● **Exercise**
Pictures stay out of the copy; set down each line of the listing below exactly.

● **Collected data**
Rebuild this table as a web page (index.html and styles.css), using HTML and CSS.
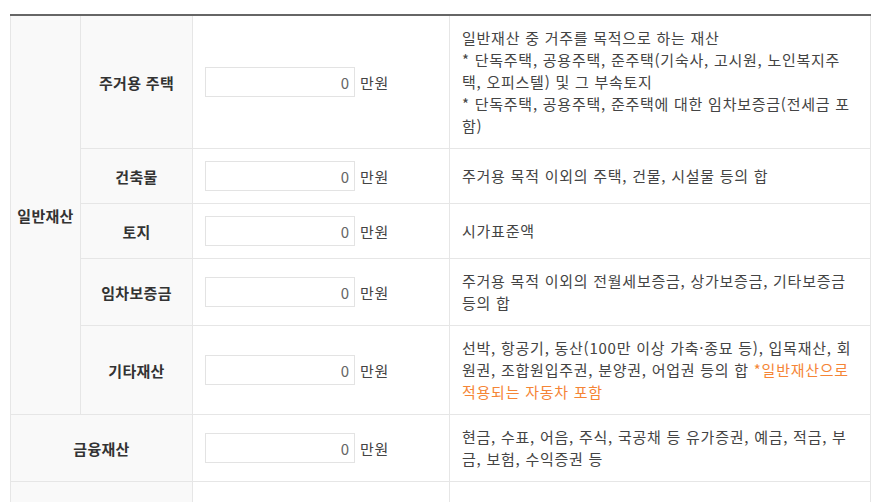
FILE: index.html
```html
<!DOCTYPE html>
<html lang="ko">
<head>
<meta charset="utf-8">
<link rel="stylesheet" href="styles.css">
</head>
<body>
<div class="wrap">
<table class="asset">
  <colgroup>
    <col class="c1"><col class="c2"><col class="c3"><col class="c4">
  </colgroup>
  <tbody>
    <tr>
      <th class="group" rowspan="5">일반재산</th>
      <th class="label">주거용 주택</th>
      <td class="field"><input class="num" type="text" value="0"><span class="unit">만원</span></td>
      <td class="desc">일반재산 중 거주를 목적으로 하는 재산<br>* 단독주택, 공용주택, 준주택(기숙사, 고시원, 노인복지주택, 오피스텔) 및 그 부속토지<br>* 단독주택, 공용주택, 준주택에 대한 임차보증금(전세금 포함)</td>
    </tr>
    <tr>
      <th class="label">건축물</th>
      <td class="field"><input class="num" type="text" value="0"><span class="unit">만원</span></td>
      <td class="desc">주거용 목적 이외의 주택, 건물, 시설물 등의 합</td>
    </tr>
    <tr>
      <th class="label">토지</th>
      <td class="field"><input class="num" type="text" value="0"><span class="unit">만원</span></td>
      <td class="desc">시가표준액</td>
    </tr>
    <tr>
      <th class="label">임차보증금</th>
      <td class="field"><input class="num" type="text" value="0"><span class="unit">만원</span></td>
      <td class="desc">주거용 목적 이외의 전월세보증금, 상가보증금, 기타보증금 등의 합</td>
    </tr>
    <tr>
      <th class="label">기타재산</th>
      <td class="field"><input class="num" type="text" value="0"><span class="unit">만원</span></td>
      <td class="desc">선박, 항공기, 동산(100만 이상 가축·종묘 등), 입목재산, 회원권, 조합원입주권, 분양권, 어업권 등의 합 <span class="note">*일반재산으로 적용되는 자동차 포함</span></td>
    </tr>
    <tr>
      <th class="label" colspan="2">금융재산</th>
      <td class="field"><input class="num" type="text" value="0"><span class="unit">만원</span></td>
      <td class="desc">현금, 수표, 어음, 주식, 국공채 등 유가증권, 예금, 적금, 부금, 보험, 수익증권 등</td>
    </tr>
    <tr class="row-car">
      <th class="label" colspan="2">자동차</th>
      <td class="field"><input class="num" type="text" value="0"><span class="unit">만원</span></td>
      <td class="desc">차량가액</td>
    </tr>
  </tbody>
</table>
</div>
</body>
</html>
```

FILE: styles.css
```css
html, body {
  margin: 0;
  padding: 0;
  background: #ffffff;
  overflow: hidden;
}
body {
  font-family: "Noto Sans CJK KR", "Noto Sans", sans-serif;
  font-size: 15px;
  letter-spacing: 0.75px;
  color: #444;
}
.wrap {
  padding: 14px 0 0 10px;
}
.asset {
  width: 860px;
  border-collapse: collapse;
  table-layout: fixed;
  border-top: 2px solid #666;
}
.c1 { width: 70px; }
.c2 { width: 112px; }
.c3 { width: 257px; }
.c4 { width: 421px; }
.asset th, .asset td {
  border: 1px solid #e6e6e6;
  vertical-align: middle;
}
.asset tr:first-child th, .asset tr:first-child td {
  border-top: none;
}
.group, .label {
  background: #f9f9f9;
  color: #333;
  font-weight: bold;
  text-align: center;
  padding: 0;
  letter-spacing: 0.3px;
}
.field {
  padding: 12px 12px;
  white-space: nowrap;
}
.num {
  box-sizing: border-box;
  width: 150px;
  height: 30px;
  border: 1px solid #e3e3e3;
  padding: 0 5px;
  margin: 0;
  font-family: "Noto Sans CJK KR", "Noto Sans", sans-serif;
  font-size: 15px;
  color: #666;
  text-align: right;
  vertical-align: middle;
  outline: none;
}
.unit {
  margin-left: 5px;
  vertical-align: middle;
  color: #444;
}
.desc {
  padding: 11px 16px 11px 12px;
  line-height: 22px;
  word-break: break-all;
}
.note {
  color: #f58536;
}
.row-car .field,
.row-car .desc {
  padding-top: 30px;
  padding-bottom: 30px;
}
```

● **Completed task**
Rebuild this table as a web page (index.html and styles.css), using HTML and CSS.
FILE: index.html
```html
<!DOCTYPE html>
<html lang="ko">
<head>
<meta charset="utf-8">
<link rel="stylesheet" href="styles.css">
</head>
<body>
<div class="wrap">
<table class="asset">
  <colgroup>
    <col class="c1"><col class="c2"><col class="c3"><col class="c4">
  </colgroup>
  <tbody>
    <tr>
      <th class="group" rowspan="5">일반재산</th>
      <th class="label">주거용 주택</th>
      <td class="field"><input class="num" type="text" value="0"><span class="unit">만원</span></td>
      <td class="desc">일반재산 중 거주를 목적으로 하는 재산<br>* 단독주택, 공용주택, 준주택(기숙사, 고시원, 노인복지주택, 오피스텔) 및 그 부속토지<br>* 단독주택, 공용주택, 준주택에 대한 임차보증금(전세금 포함)</td>
    </tr>
    <tr>
      <th class="label">건축물</th>
      <td class="field"><input class="num" type="text" value="0"><span class="unit">만원</span></td>
      <td class="desc">주거용 목적 이외의 주택, 건물, 시설물 등의 합</td>
    </tr>
    <tr>
      <th class="label">토지</th>
      <td class="field"><input class="num" type="text" value="0"><span class="unit">만원</span></td>
      <td class="desc">시가표준액</td>
    </tr>
    <tr>
      <th class="label">임차보증금</th>
      <td class="field"><input class="num" type="text" value="0"><span class="unit">만원</span></td>
      <td class="desc">주거용 목적 이외의 전월세보증금, 상가보증금, 기타보증금 등의 합</td>
    </tr>
    <tr>
      <th class="label">기타재산</th>
      <td class="field"><input class="num" type="text" value="0"><span class="unit">만원</span></td>
      <td class="desc">선박, 항공기, 동산(100만 이상 가축·종묘 등), 입목재산, 회원권, 조합원입주권, 분양권, 어업권 등의 합 <span class="note">*일반재산으로 적용되는 자동차 포함</span></td>
    </tr>
    <tr>
      <th class="label" colspan="2">금융재산</th>
      <td class="field"><input class="num" type="text" value="0"><span class="unit">만원</span></td>
      <td class="desc">현금, 수표, 어음, 주식, 국공채 등 유가증권, 예금, 적금, 부금, 보험, 수익증권 등</td>
    </tr>
    <tr class="row-car">
      <th class="label" colspan="2">자동차</th>
      <td class="field"><input class="num" type="text" value="0"><span class="unit">만원</span></td>
      <td class="desc">차량가액</td>
    </tr>
  </tbody>
</table>
</div>
</body>
</html>
```

FILE: styles.css
```css
html, body {
  margin: 0;
  padding: 0;
  background: #ffffff;
  overflow: hidden;
}
body {
  font-family: "Noto Sans CJK KR", "Noto Sans", sans-serif;
  font-size: 15px;
  letter-spacing: 0.75px;
  color: #444;
}
.wrap {
  padding: 14px 0 0 10px;
}
.asset {
  width: 860px;
  border-collapse: collapse;
  table-layout: fixed;
  border-top: 2px solid #666;
}
.c1 { width: 70px; }
.c2 { width: 112px; }
.c3 { width: 257px; }
.c4 { width: 421px; }
.asset th, .asset td {
  border: 1px solid #e6e6e6;
  vertical-align: middle;
}
.asset tr:first-child th, .asset tr:first-child td {
  border-top: none;
}
.group, .label {
  background: #f9f9f9;
  color: #333;
  font-weight: bold;
  text-align: center;
  padding: 0;
  letter-spacing: 0.3px;
}
.field {
  padding: 12px 12px;
  white-space: nowrap;
}
.num {
  box-sizing: border-box;
  width: 150px;
  height: 30px;
  border: 1px solid #e3e3e3;
  padding: 0 5px;
  margin: 0;
  font-family: "Noto Sans CJK KR", "Noto Sans", sans-serif;
  font-size: 15px;
  color: #666;
  text-align: right;
  vertical-align: middle;
  outline: none;
}
.unit {
  margin-left: 5px;
  vertical-align: middle;
  color: #444;
}
.desc {
  padding: 11px 16px 11px 12px;
  line-height: 22px;
  word-break: break-all;
}
.note {
  color: #f58536;
}
.row-car .field,
.row-car .desc {
  padding-top: 30px;
  padding-bottom: 30px;
}
```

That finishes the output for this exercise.